Up to 20% of patients with stage I-II cutaneous melanoma (CM) will develop DMs, with the most frequent DM sites being the liver, lungs, bone, and brain. Although patients who develop DM have poor prognoses, trials of new immunotherapies in patients with DM have reported 5-year survival rates as high as 50%, and early detection of DM when tumor burden is lower tends to lead to better treatment responses.

Researchers had previously shown that DecisionDx-Melanoma can catch patients at risk for DMs to the central nervous system (CNS), and the new study expands on these results.

Retrospective Analysis

For the study, researchers conducted a retrospective analysis of 1,661 patients with American Joint Committee on Cancer (AJCC) stage I-II CM clinically tested with Castle’s 31-GEP from 2013-2017. The DecisionDx-Melanoma test provides a risk score for melanoma recurrence and/or metastasis within 5 years. This score is categorized into risk classes: 1A (lowest risk), 1B/2A (increased risk), and 2B (highest risk).

Differences in DM rates between groups were assessed, and survival estimates (DM-free survival, DMFS) were estimated.

Among patients with stage I-II CM, a total of 90 DMs developed in 67 (4.0%) patients to the liver (n=48), lung (n=22), and/or bone (n=20). A higher percentage of patients with Class 2B than Class 1A developed DM to the liver (7.4% vs. 1.2%), lung (4.5% vs. 0.6%), and bone (3.0% vs. 0.8%), the study found. A 31-GEP Class 2B result was associated with significantly lower 5-year DMFS than Class 1B/2A or Class 1A for liver (91.7%, 92.2%, vs. 98.9%), lung (95.0%, 97.6%, vs. 99.4%), and bone (96.4%, 98.0%, vs. 99.2%). Of those with DM, the median time to develop DM (Class 1A, 1B/2A, vs. 2B) was 2.43, 2.22, vs. 2.27 years for liver; 1.74, 3.20, vs. 1.10 years for lung; and 3.2, 2.05, vs. 1.30 years for bone.
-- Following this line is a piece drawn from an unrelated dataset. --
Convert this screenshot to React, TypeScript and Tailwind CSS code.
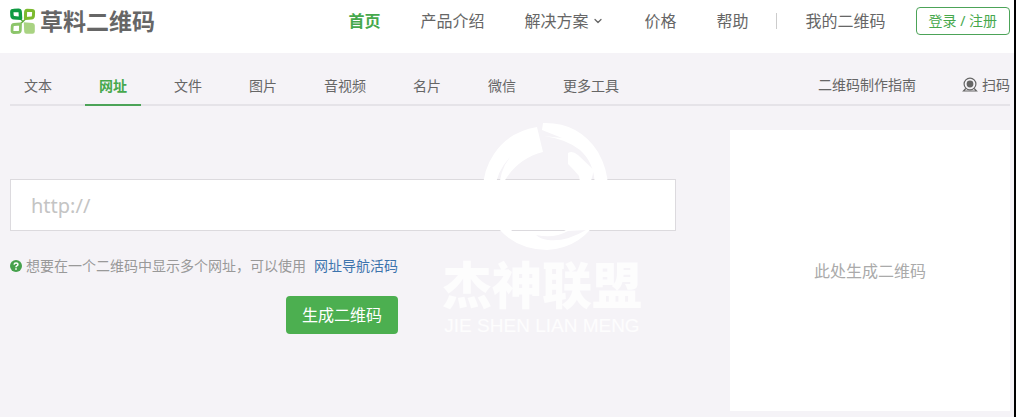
import React from 'react';
import { ChevronDown } from 'lucide-react';

const navItems = [
  { label: '首页', active: true },
  { label: '产品介绍' },
  { label: '解决方案', dropdown: true },
  { label: '价格' },
  { label: '帮助' },
];

const tabs = ['文本', '网址', '文件', '图片', '音视频', '名片', '微信', '更多工具'];
const activeTab = '网址';

const LogoMark = () => (
  <svg className="w-[26px] h-[27px]" viewBox="0 0 26 27" fill="none" aria-hidden="true">
    <path d="M9 9.5 L13 13.5 L17 9.5 M9 17 L13 13.5" stroke="#5fae3c" strokeWidth="1.4" />
    <path d="M3.5 2.5 L8.5 2.2 Q10 2.2 10.2 4 L10.6 10.4 L4 9.8 Q2.2 9.6 2 8 L1.8 4 Q1.8 2.5 3.5 2.5 Z" stroke="#0f9a43" strokeWidth="3.4" strokeLinejoin="round" />
    <path d="M17 2.2 L22 2.4 Q23.6 2.5 23.6 4 L23.4 8 Q23.2 9.8 21.5 9.9 L15.4 10.4 L15.6 4 Q15.8 2.2 17 2.2 Z" stroke="#7cba2f" strokeWidth="3" strokeLinejoin="round" />
    <path d="M4 16.5 L10.5 16 L10.3 22.5 Q10.2 24.3 8.6 24.4 L3.6 24.5 Q2 24.4 2 22.8 L2.2 18.3 Q2.4 16.6 4 16.5 Z" stroke="#8cc56a" strokeWidth="2.8" strokeLinejoin="round" />
    <path d="M13.8 14.2 L22.5 15 Q24.8 15.3 24.8 17.5 V23.5 Q24.8 25.8 22.5 25.8 H16.5 Q14.2 25.8 14.2 23.5 Z" fill="#a9d382" />
  </svg>
);

const WebcamIcon = () => (
  <svg className="w-4 h-4" viewBox="0 0 16 16" fill="none" stroke="#666" aria-hidden="true">
    <circle cx="8" cy="7" r="5.9" strokeWidth="1.2" />
    <circle cx="8" cy="7" r="3.4" fill="#666" stroke="none" />
    <path d="M3.8 11.5 L1.5 14 H14.5 L12.2 11.5" strokeWidth="1.2" />
  </svg>
);

const HelpIcon = () => (
  <svg className="w-3 h-3" viewBox="0 0 12 12" fill="none" aria-hidden="true">
    <circle cx="6" cy="6" r="6" fill="#46a14c" />
    <path d="M4.1 4.6 Q4.2 2.9 6 2.9 Q7.9 2.9 7.9 4.5 Q7.9 5.4 6.8 5.9 Q6 6.3 6 7.2" stroke="#fff" strokeWidth="1.5" />
    <path d="M6 8.2 V9.7" stroke="#fff" strokeWidth="1.6" />
  </svg>
);

const Watermark = () => (
  <div className="absolute left-[442px] top-[122px] w-[200px] flex flex-col items-center text-white/80 pointer-events-none whitespace-nowrap font-['Liberation_Sans','Noto_Sans_CJK_SC',sans-serif]">
    <svg className="w-32 h-32 ml-2" viewBox="0 0 128 128" fill="#fff" aria-hidden="true">
      <path d="M55 5 Q26 10 12 32 Q1 48 1 68 L13 68 Q14 50 29 34 Q17 48 17 70 Q30 38 61 30 Z" />
      <path d="M61 1 Q97 0 116 30 Q134 62 119 92 Q101 126 65 128 Q26 127 8 94 Q1 81 1 60 L17 60 Q16 92 30 109 L82 109 Q106 98 112 74 Q116 44 98 28 Q84 17 62 14 L80 16 L60 8 Z" />
      <path d="M86 31 Q90 28 96 33 L112 48 L106 70 Q98 66 97 54 Q92 48 86 42 Z" />
      <path d="M54 113 Q72 117 86 109 L104 108 Q84 120 66 118 Q58 117 54 113 Z" fill="#f5f3f7" />
    </svg>
    <div className="mt-3 text-[50px] leading-[50px] font-black">杰神联盟</div>
    <div className="mt-1 text-[19px] leading-5">JIE SHEN LIAN MENG</div>
  </div>
);

const App = () => {
  return (
    <div className="relative min-h-screen bg-[#f5f3f7] border-r-2 border-black text-[#666] font-['Noto_Sans','Noto_Sans_CJK_SC',sans-serif]">
      <header className="bg-white pl-2.5 pr-1 pb-[11px] flex items-center justify-between whitespace-nowrap">
        <a href="#" className="flex items-center gap-1">
          <LogoMark />
          <span className="text-[23px] leading-6 font-bold">草料二维码</span>
        </a>
        <nav className="flex items-center text-base leading-[42px]">
          <div className="flex items-center gap-10">
            {navItems.map((item) => (
              <a
                key={item.label}
                href="#"
                className={`flex items-center gap-1 ${item.active ? 'text-[#46a84c] font-bold' : ''}`}
              >
                {item.label}
                {item.dropdown && <ChevronDown className="w-3 h-3" strokeWidth={2.5} />}
              </a>
            ))}
          </div>
          <span className="w-px h-4 mx-7 bg-[#ccc]" />
          <a href="#">我的二维码</a>
          <button
            type="button"
            className="ml-[30px] h-7 px-3 border border-[#4ca358] rounded text-sm leading-none text-[#46a84c]"
          >
            登录 / 注册
          </button>
        </nav>
      </header>

      <main className="pl-2.5 pr-1">
        <div className="pt-3 flex justify-between border-b-2 border-[#e5e3e8] text-sm whitespace-nowrap">
          <div className="flex gap-[19px]">
            {tabs.map((tab) => (
              <a
                key={tab}
                href="#"
                className={`-mb-0.5 px-3.5 h-[41px] leading-[41px] border-b-2 ${
                  tab === activeTab ? 'border-[#4ca358] text-[#46a84c] font-bold' : 'border-transparent'
                }`}
              >
                {tab}
              </a>
            ))}
          </div>
          <div className="flex items-center gap-[46px] leading-[39px]">
            <a href="#">二维码制作指南</a>
            <a href="#" className="flex items-center gap-1">
              <WebcamIcon />
              扫码
            </a>
          </div>
        </div>

        <div className="pt-6 pb-1.5 flex gap-[54px]">
          <form className="flex-1 pt-[49px] flex flex-col items-start">
            <input
              type="text"
              aria-label="网址"
              placeholder="http://"
              className="w-full h-[52px] px-5 bg-white border border-[#dcdade] text-xl placeholder:text-[#c4c4c4] outline-none"
            />
            <div className="mt-[23px] flex flex-col items-end whitespace-nowrap">
              <p className="flex items-center text-sm leading-6 text-[#999]">
                <HelpIcon />
                <span className="ml-1">想要在一个二维码中显示多个网址，可以使用</span>
                <a href="#" className="ml-2 text-[#3d74ad]">网址导航活码</a>
              </p>
              <button type="button" className="mt-[18px] h-[38px] px-4 rounded bg-[#4caf50] text-base leading-none text-white">
                生成二维码
              </button>
            </div>
          </form>
          <aside className="w-[280px] h-[281px] flex items-center justify-center bg-white text-base text-[#aaa]">
            此处生成二维码
          </aside>
        </div>
      </main>

      <Watermark />
    </div>
  );
};

export default App;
“Among patients with stage I-II CM, a greater percentage of those with a Class 2B 31-GEP developed DM at all studied sites, and five-year DMFS was significantly lower for those with a Class 2B result,” the researchers report. “Including 31-GEP testing with AJCC staging can allow clinicians to identify patients at higher risk of DM and recommend risk-appropriate surveillance modalities and frequency for early detection and treatment of DM.”